**Source data**.
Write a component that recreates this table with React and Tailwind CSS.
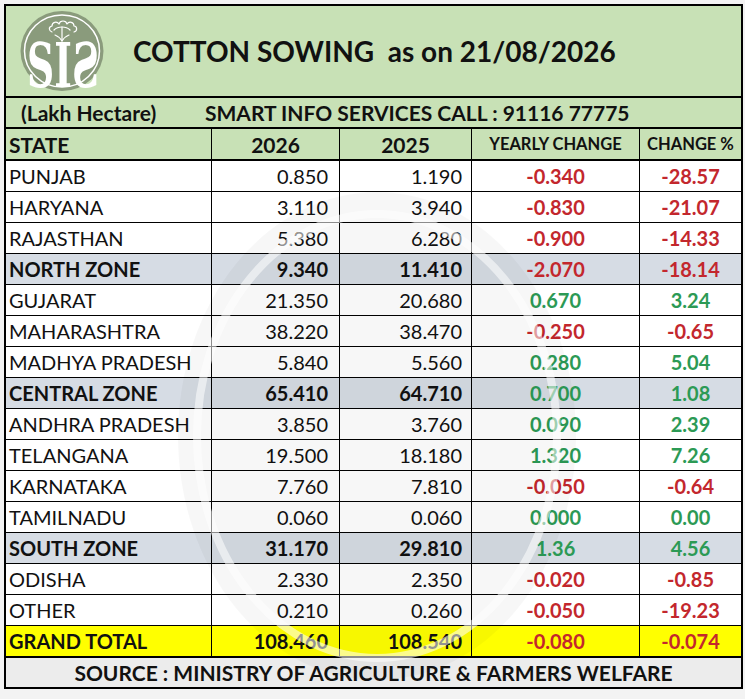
import React from "react";

const rows = [
  { s: "PUNJAB", a: "0.850", b: "1.190", c: "-0.340", d: "-28.57" },
  { s: "HARYANA", a: "3.110", b: "3.940", c: "-0.830", d: "-21.07" },
  { s: "RAJASTHAN", a: "5.380", b: "6.280", c: "-0.900", d: "-14.33" },
  { s: "NORTH ZONE", a: "9.340", b: "11.410", c: "-2.070", d: "-18.14", zone: true },
  { s: "GUJARAT", a: "21.350", b: "20.680", c: "0.670", d: "3.24" },
  { s: "MAHARASHTRA", a: "38.220", b: "38.470", c: "-0.250", d: "-0.65" },
  { s: "MADHYA PRADESH", a: "5.840", b: "5.560", c: "0.280", d: "5.04" },
  { s: "CENTRAL ZONE", a: "65.410", b: "64.710", c: "0.700", d: "1.08", zone: true },
  { s: "ANDHRA PRADESH", a: "3.850", b: "3.760", c: "0.090", d: "2.39" },
  { s: "TELANGANA", a: "19.500", b: "18.180", c: "1.320", d: "7.26" },
  { s: "KARNATAKA", a: "7.760", b: "7.810", c: "-0.050", d: "-0.64" },
  { s: "TAMILNADU", a: "0.060", b: "0.060", c: "0.000", d: "0.00" },
  { s: "SOUTH ZONE", a: "31.170", b: "29.810", c: "1.36", d: "4.56", zone: true },
  { s: "ODISHA", a: "2.330", b: "2.350", c: "-0.020", d: "-0.85" },
  { s: "OTHER", a: "0.210", b: "0.260", c: "-0.050", d: "-19.23" },
];

const grid = "grid grid-cols-[206px_128px_132px_168px_1fr]";

// SIS logo with the cotton boll on top (svg is taller than the badge so the letters' box fits)
const Logo = () => (
  <svg viewBox="0 0 84 110" className="w-[84px] h-[110px] -my-[9px] ml-[14px] shrink-0 overflow-visible">
    <ellipse cx="42" cy="55" rx="41.5" ry="40" fill="#8a9b7c" />
    <ellipse cx="42" cy="55" rx="37.5" ry="36" fill="none" stroke="#fff" strokeWidth="1.5" />
    <g fill="none" stroke="#fff" strokeWidth="1.2" strokeLinecap="round" strokeLinejoin="round" transform="translate(0 12)">
      <path d="M32 24c-3-1-4-5 0-6 0-4 5-5 7-2 1-4 7-4 8 0 2-3 7-2 7 2 3 0 4 5 0 6" />
      <path d="M34 22c2-2 5-3 8-3s6 1 8 3" />
      <path d="M42 19v14" />
      <path d="M35 27c3 1 5 3 7 6 2-3 4-5 7-6" />
    </g>
    <text
      x="7"
      y="91"
      fill="#fff"
      fontSize="62"
      fontWeight="700"
      fontFamily="'DejaVu Serif', 'Liberation Serif', serif"
      textLength="72"
      lengthAdjust="spacingAndGlyphs"
    >
      SIƧ
    </text>
  </svg>
);

// faint ring of the logo behind the figures
const Watermark = () => (
  <svg viewBox="0 0 400 490" className="absolute left-[171px] top-[30px] w-[400px] h-[490px] pointer-events-none">
    <ellipse cx="200" cy="245" rx="199" ry="244" fill="rgba(0,0,0,0.03)" />
    <ellipse cx="200" cy="245" rx="180" ry="222" fill="none" stroke="rgba(255,255,255,0.55)" strokeWidth="8" />
  </svg>
);

const tone = (v) => (v.startsWith("-") ? "text-[#c3272d]" : "text-[#2c9a55]");

const Row = ({ r }) => (
  <div className={`${grid} h-[31px] border-b border-black ${r.zone ? "bg-[#d6dce4] font-bold" : ""}`}>
    <div className="border-r border-black pl-[3px] flex items-center">{r.s}</div>
    <div className="border-r border-black pr-[11px] flex items-center justify-end">{r.a}</div>
    <div className="border-r border-black pr-[9px] flex items-center justify-end">{r.b}</div>
    <div className={`border-r border-black flex items-center justify-center font-bold ${tone(r.c)}`}>{r.c}</div>
    <div className={`flex items-center justify-center font-bold ${tone(r.d)}`}>{r.d}</div>
  </div>
);

export default function App() {
  return (
    <div
      className="min-h-screen bg-[#f3f3f3] pt-[4px] pl-[4px] text-[#111]"
      style={{ fontFamily: "Lato, 'Liberation Sans', sans-serif" }}
    >
      <div className="w-[739px] border-2 border-black bg-white">
        <div className="h-[92px] bg-[#c8e1b6] border-b-2 border-black flex items-center">
          <Logo />
          <div className="ml-[29px] text-[28px] font-bold whitespace-pre">COTTON SOWING  as on 21/08/2026</div>
        </div>
        <div className="h-[31px] bg-[#c8e1b6] border-b-2 border-black flex items-center text-[21px] font-bold">
          <span className="ml-[15px] w-[184px]">(Lakh Hectare)</span>
          <span>SMART INFO SERVICES CALL : 91116 77775</span>
        </div>
        <div className={`${grid} h-[32px] bg-[#c8e1b6] border-b-2 border-black font-bold text-[21px]`}>
          <div className="border-r border-black pl-[3px] flex items-center">STATE</div>
          <div className="border-r border-black flex items-center justify-center">2026</div>
          <div className="border-r border-black flex items-center justify-center">2025</div>
          <div className="border-r border-black flex items-center justify-center text-[16.5px]">YEARLY CHANGE</div>
          <div className="flex items-center justify-center text-[16.5px]">CHANGE %</div>
        </div>
        <div className="relative text-[20px]">
          {rows.map((r) => (
            <Row key={r.s} r={r} />
          ))}
          <div className={`${grid} h-[32px] border-b-2 border-black bg-[#ffff00] font-bold`}>
            <div className="border-r border-black pl-[3px] flex items-center">GRAND TOTAL</div>
            <div className="border-r border-black pr-[11px] flex items-center justify-end">108.460</div>
            <div className="border-r border-black pr-[9px] flex items-center justify-end">108.540</div>
            <div className="border-r border-black flex items-center justify-center text-[#c3272d]">-0.080</div>
            <div className="flex items-center justify-center text-[#c3272d]">-0.074</div>
          </div>
          <div className="h-[29px] bg-[#ececec] flex items-center justify-center font-bold text-[21px]">
            SOURCE : MINISTRY OF AGRICULTURE &amp; FARMERS WELFARE
          </div>
          <Watermark />
        </div>
      </div>
    </div>
  );
}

**Objective**. Calculate how many lines of the material include the string "React", and state that number by itself.

**Correct answer**. 2